Look for "this" in each line of the entries, and return the matching lines.

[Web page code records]
* * *

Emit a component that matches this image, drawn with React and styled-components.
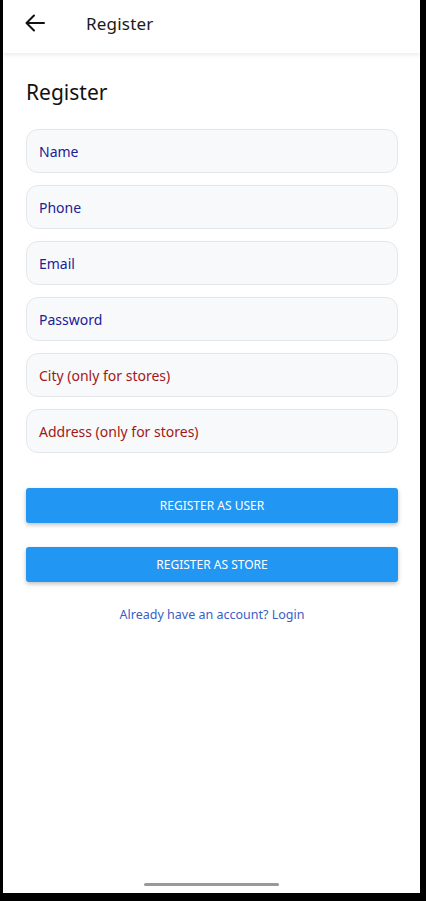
import React from "react";
import styled, { createGlobalStyle } from "styled-components";

const Global = createGlobalStyle`
  html, body { margin: 0; padding: 0; background: #000; }
  body { font-family: "Noto Sans", "Open Sans", sans-serif; }
  * { box-sizing: border-box; }
`;

const Frame = styled.div`
  width: 426px;
  height: 901px;
  background: #000;
  padding: 0 6px 8px 3px;
  display: flex;
`;

const Screen = styled.div`
  flex: 1;
  background: #fff;
  display: flex;
  flex-direction: column;
  position: relative;
`;

const AppBar = styled.header`
  height: 53px;
  display: flex;
  align-items: center;
  padding-left: 21px;
  padding-bottom: 7px;
  gap: 40px;
  background: #fff;
  box-shadow: 0 2px 4px rgba(0, 0, 0, 0.08);
  position: relative;
  z-index: 1;
`;

const BackButton = styled.button`
  border: none;
  background: none;
  padding: 0;
  width: 22px;
  height: 22px;
  display: flex;
  align-items: center;
  justify-content: center;
  color: #111;
`;

const BarTitle = styled.h1`
  margin: 0;
  font-size: 17px;
  font-weight: 400;
  color: #1a1a1a;
  letter-spacing: 0.2px;
`;

const Body = styled.main`
  display: flex;
  flex-direction: column;
  padding: 24px 22px 0 23px;
`;

const Heading = styled.h2`
  margin: 0 0 22px 0;
  font-size: 21px;
  font-weight: 400;
  color: #111;
  line-height: 30px;
`;

const Fields = styled.div`
  display: flex;
  flex-direction: column;
  gap: 12px;
`;

const Field = styled.div`
  height: 44px;
  border: 1px solid #e4e6ea;
  border-radius: 12px;
  background: #f8f9fb;
  display: flex;
  align-items: center;
  padding-left: 12px;
  font-size: 14px;
  color: ${(p) => (p.$store ? "#a01818" : "#1b2196")};
`;

const Buttons = styled.div`
  display: flex;
  flex-direction: column;
  gap: 24px;
  margin-top: 35px;
`;

const Button = styled.button`
  height: 35px;
  width: 100%;
  border: none;
  border-radius: 3px;
  background: #2196f3;
  color: #fff;
  font-family: inherit;
  font-size: 12px;
  letter-spacing: 0;
  text-transform: uppercase;
  box-shadow: 0 2px 4px rgba(0, 0, 0, 0.25);
`;

const LoginLink = styled.a`
  margin-top: 24px;
  align-self: center;
  font-size: 12.5px;
  color: #3a5ec4;
  text-decoration: none;
`;

const HomeBar = styled.div`
  position: absolute;
  bottom: 7px;
  left: 141px;
  width: 135px;
  height: 3px;
  border-radius: 2px;
  background: #999;
`;

export default function App() {
  return (
    <>
      <Global />
      <Frame>
        <Screen>
          <AppBar>
            <BackButton aria-label="Back">
              <svg width="20" height="18" viewBox="0 0 20 18" fill="none" stroke="#111" strokeWidth="2" strokeLinecap="round" strokeLinejoin="round">
                <path d="M19 9H2" />
                <path d="M9 1.5L1.5 9L9 16.5" />
              </svg>
            </BackButton>
            <BarTitle>Register</BarTitle>
          </AppBar>
          <Body>
            <Heading>Register</Heading>
            <Fields>
              <Field>Name</Field>
              <Field>Phone</Field>
              <Field>Email</Field>
              <Field>Password</Field>
              <Field $store>City (only for stores)</Field>
              <Field $store>Address (only for stores)</Field>
            </Fields>
            <Buttons>
              <Button>Register as user</Button>
              <Button>Register as store</Button>
            </Buttons>
            <LoginLink href="#">Already have an account? Login</LoginLink>
          </Body>
          <HomeBar />
        </Screen>
      </Frame>
    </>
  );
}
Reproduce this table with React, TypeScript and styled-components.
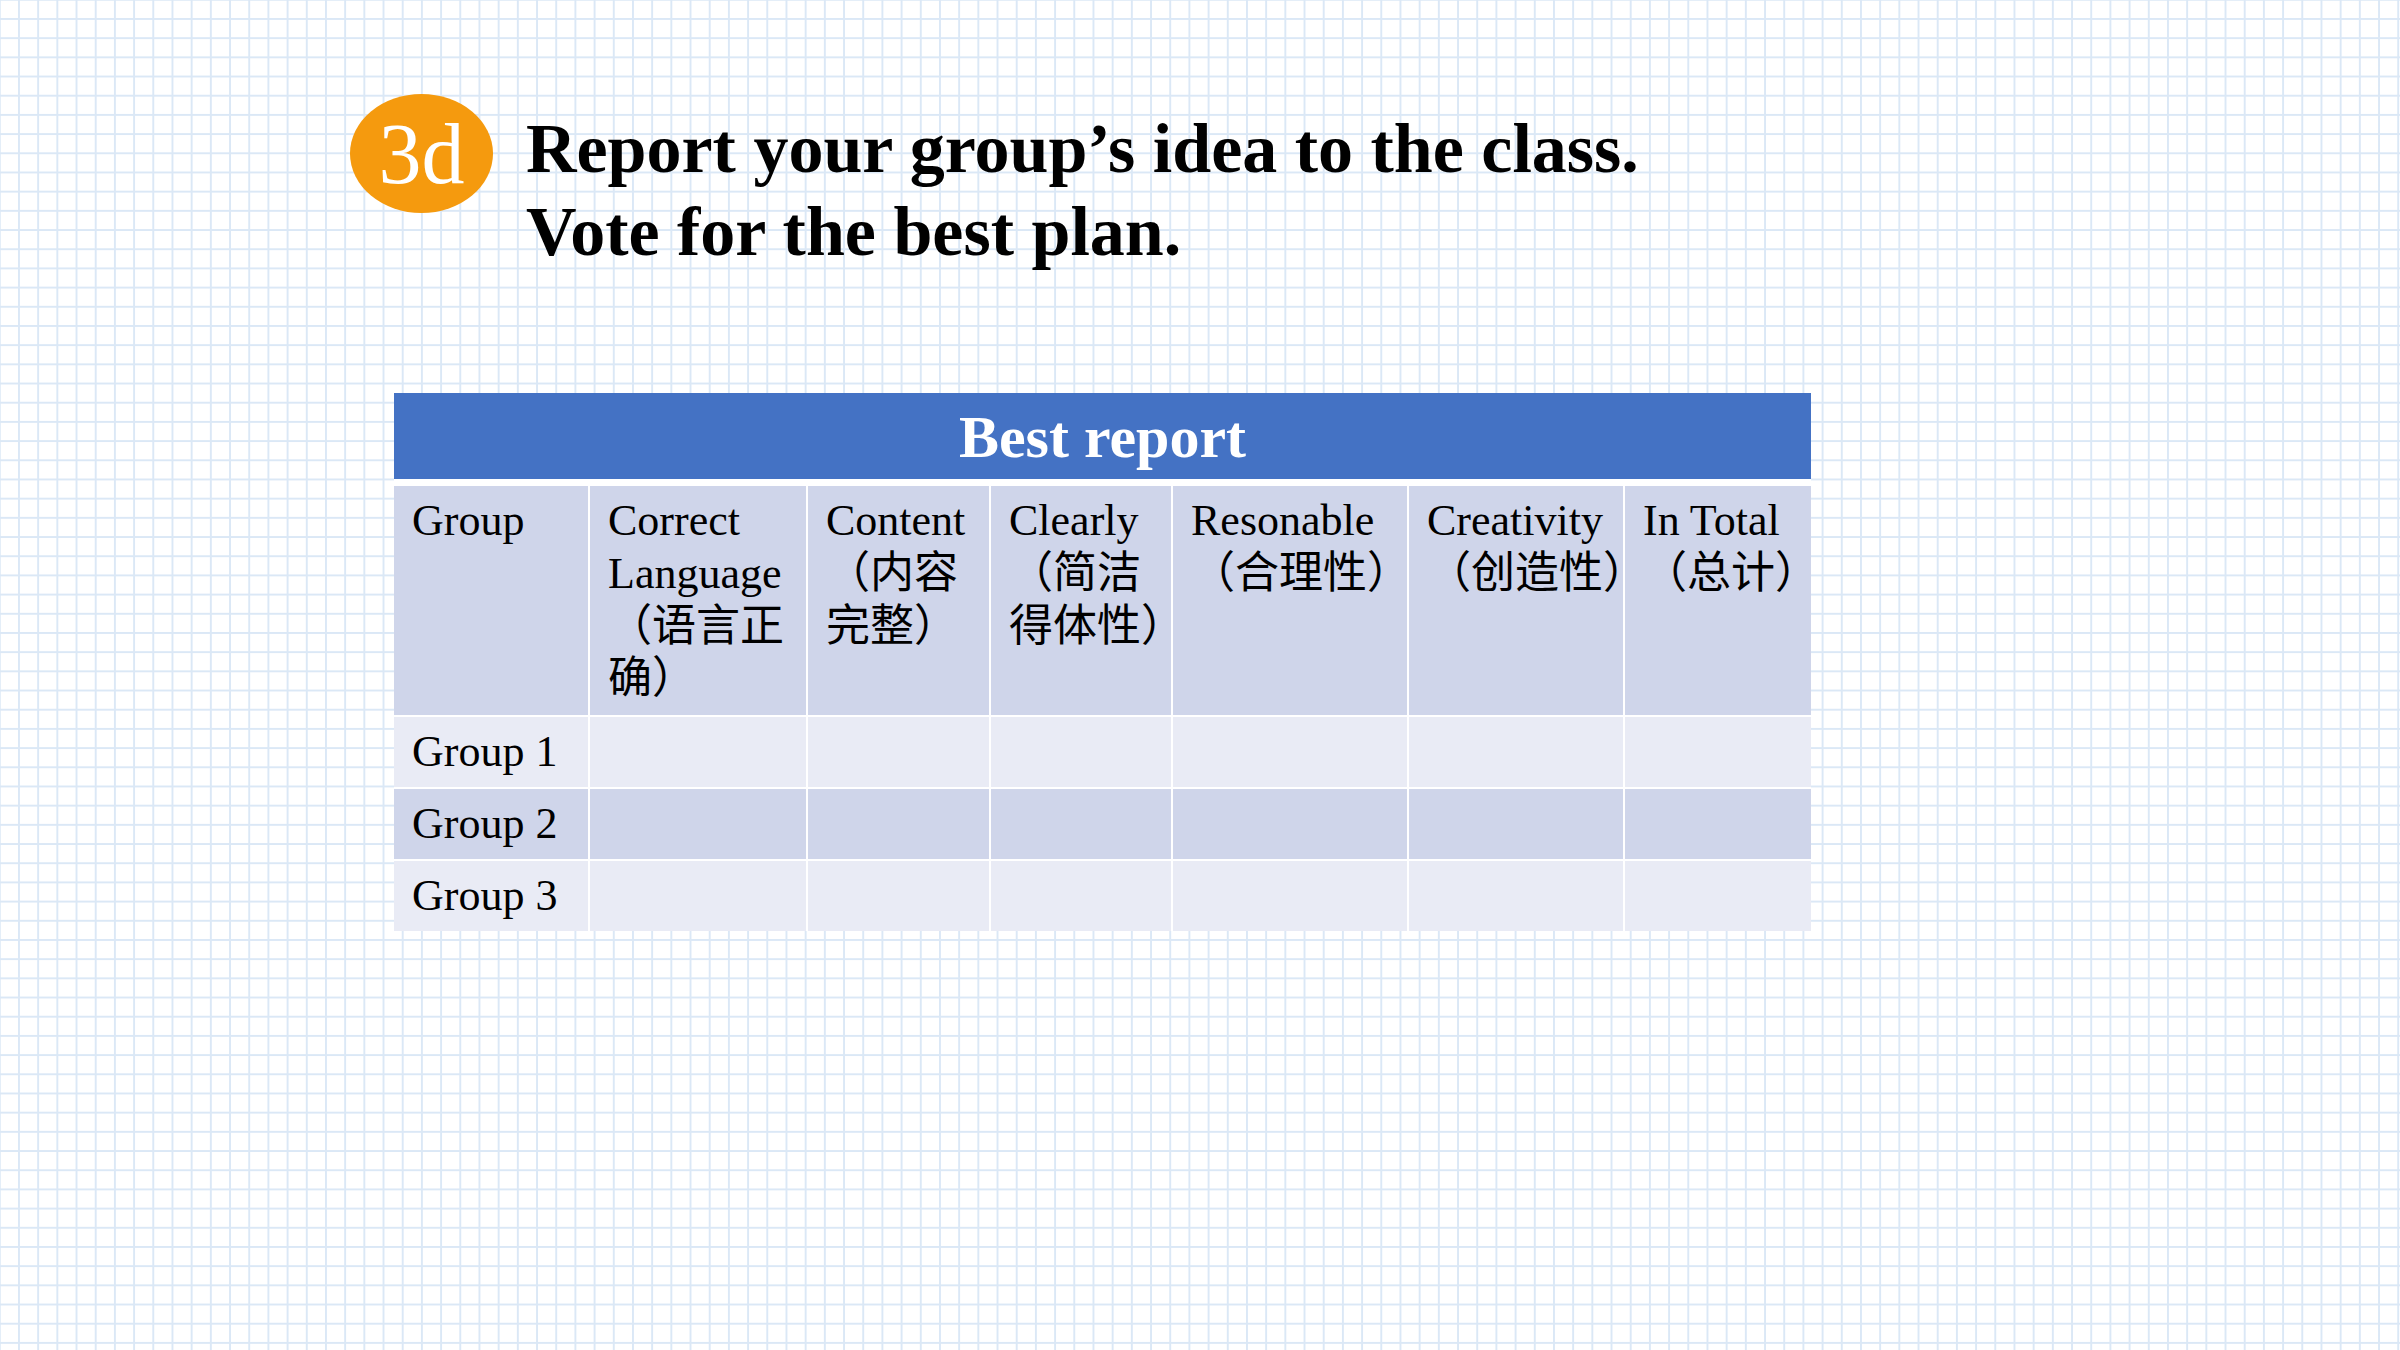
import React from "react";
import styled, { createGlobalStyle } from "styled-components";

const GlobalStyle = createGlobalStyle`
  html, body {
    margin: 0;
    padding: 0;
  }
  body {
    width: 2400px;
    height: 1350px;
    overflow: hidden;
    background-color: #ffffff;
    background-image:
      linear-gradient(to right, #dbe8f6 0, #dbe8f6 2px, transparent 2px),
      linear-gradient(to bottom, #dbe8f6 0, #dbe8f6 2px, transparent 2px);
    background-size: 19.2px 19.2px;
    background-position: 18px 18px;
  }
`;

const Slide = styled.main`
  width: 2400px;
  height: 1350px;
  box-sizing: border-box;
  padding: 94px 0 0 350px;
  display: flex;
  flex-direction: column;
  align-items: flex-start;
  font-family: "Liberation Serif", "Times New Roman", "Noto Sans CJK SC", serif;
  color: #000;
`;

const Heading = styled.header`
  display: flex;
  align-items: flex-start;
  gap: 33px;
  height: 180px;
`;

const Badge = styled.div`
  width: 143px;
  height: 119px;
  flex-shrink: 0;
  border-radius: 50%;
  background: #f59a0e;
  color: #ffffff;
  display: flex;
  align-items: center;
  justify-content: center;
  font-family: "Liberation Serif", "Times New Roman", serif;
  font-size: 86px;
  line-height: 1;
`;

const Instructions = styled.h1`
  margin: 13px 0 0;
  font-size: 70px;
  line-height: 83px;
  font-weight: 700;
  white-space: nowrap;
`;

const ScoreTable = styled.section`
  margin: 119px 0 0 44px;
  width: 1417px;
  display: grid;
  grid-template-columns: 194px 216px 181px 180px 234px 214px 186px;
  gap: 2px;
  background: #ffffff;
`;

const Banner = styled.div`
  grid-column: 1 / -1;
  height: 86px;
  margin-bottom: 5px;
  padding-top: 2px;
  box-sizing: border-box;
  background: #4472c4;
  color: #ffffff;
  display: flex;
  align-items: center;
  justify-content: center;
  font-size: 60px;
  font-weight: 700;
  line-height: 1.2;
`;

const Cell = styled.div<{ $tone: "dark" | "light"; $middle?: boolean }>`
  box-sizing: border-box;
  min-width: 0;
  padding: 9px 18px;
  height: ${(p) => (p.$middle ? "70px" : "auto")};
  background: ${(p) => (p.$tone === "dark" ? "#cfd5ea" : "#e9ebf5")};
  display: flex;
  flex-direction: column;
  justify-content: ${(p) => (p.$middle ? "center" : "flex-start")};
  font-size: 44px;
`;

const Line = styled.span`
  display: block;
  height: 52.8px;
  line-height: 52.8px;
  white-space: nowrap;
`;

const headers: string[][] = [
  ["Group"],
  ["Correct", "Language", "（语言正", "确）"],
  ["Content", "（内容", "完整）"],
  ["Clearly", "（简洁", "得体性）"],
  ["Resonable", "（合理性）"],
  ["Creativity", "（创造性）"],
  ["In Total", "（总计）"],
];

const groups = ["Group 1", "Group 2", "Group 3"];

export default function App() {
  return (
    <>
      <GlobalStyle />
      <Slide>
        <Heading>
          <Badge>3d</Badge>
          <Instructions>
            Report your group’s idea to the class.
            <br />
            Vote for the best plan.
          </Instructions>
        </Heading>
        <ScoreTable>
          <Banner>Best report</Banner>
          {headers.map((lines, i) => (
            <Cell key={`h${i}`} $tone="dark">
              {lines.map((l, j) => (
                <Line key={j}>{l}</Line>
              ))}
            </Cell>
          ))}
          {groups.map((g, r) => {
            const tone = r % 2 === 0 ? "light" : "dark";
            return (
              <React.Fragment key={g}>
                <Cell $tone={tone} $middle>
                  <Line>{g}</Line>
                </Cell>
                {headers.slice(1).map((_, c) => (
                  <Cell key={c} $tone={tone} $middle />
                ))}
              </React.Fragment>
            );
          })}
        </ScoreTable>
      </Slide>
    </>
  );
}
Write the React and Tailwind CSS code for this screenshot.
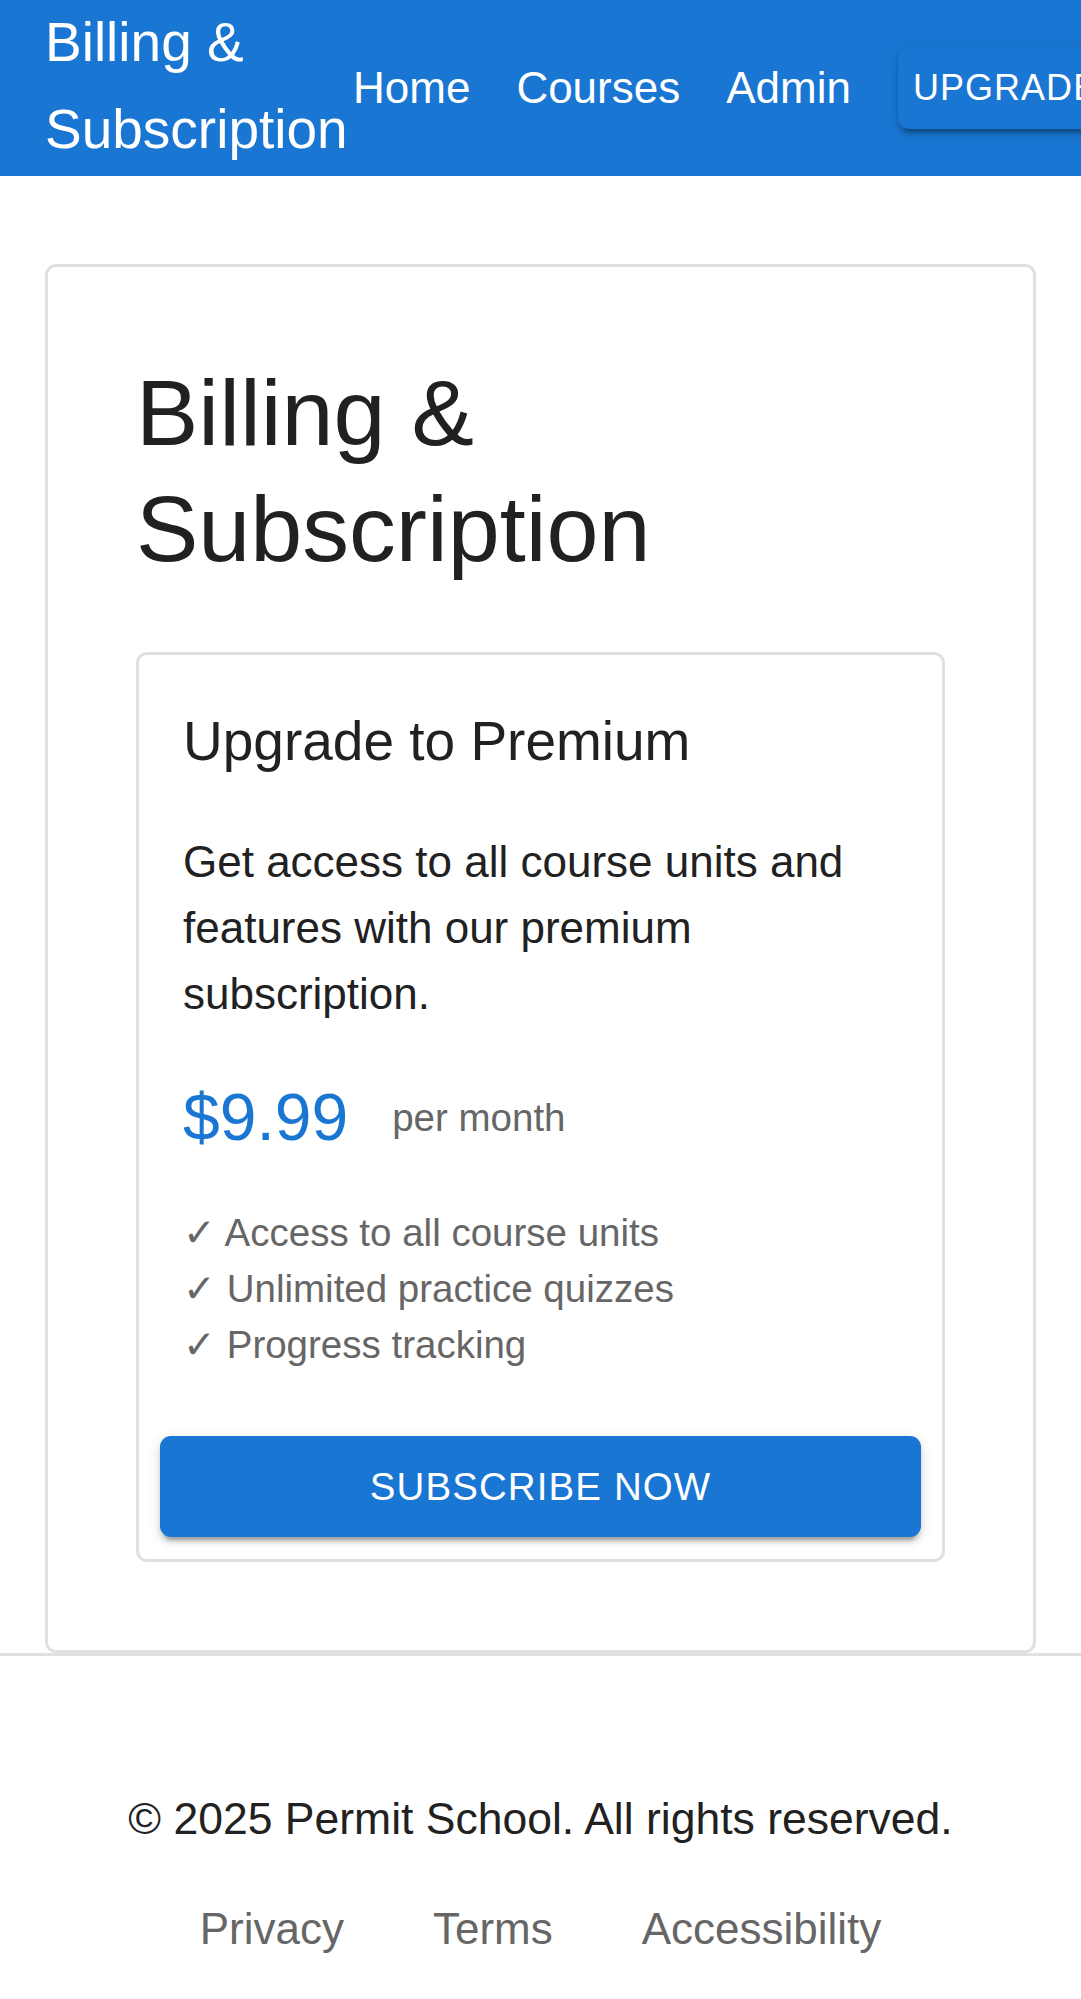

* * *

Exercise solution >>
Emit a component that matches this image, drawn with React and styled-components.
Reproduce this table with React, TypeScript and styled-components.
Write the React and Tailwind CSS code for this screenshot.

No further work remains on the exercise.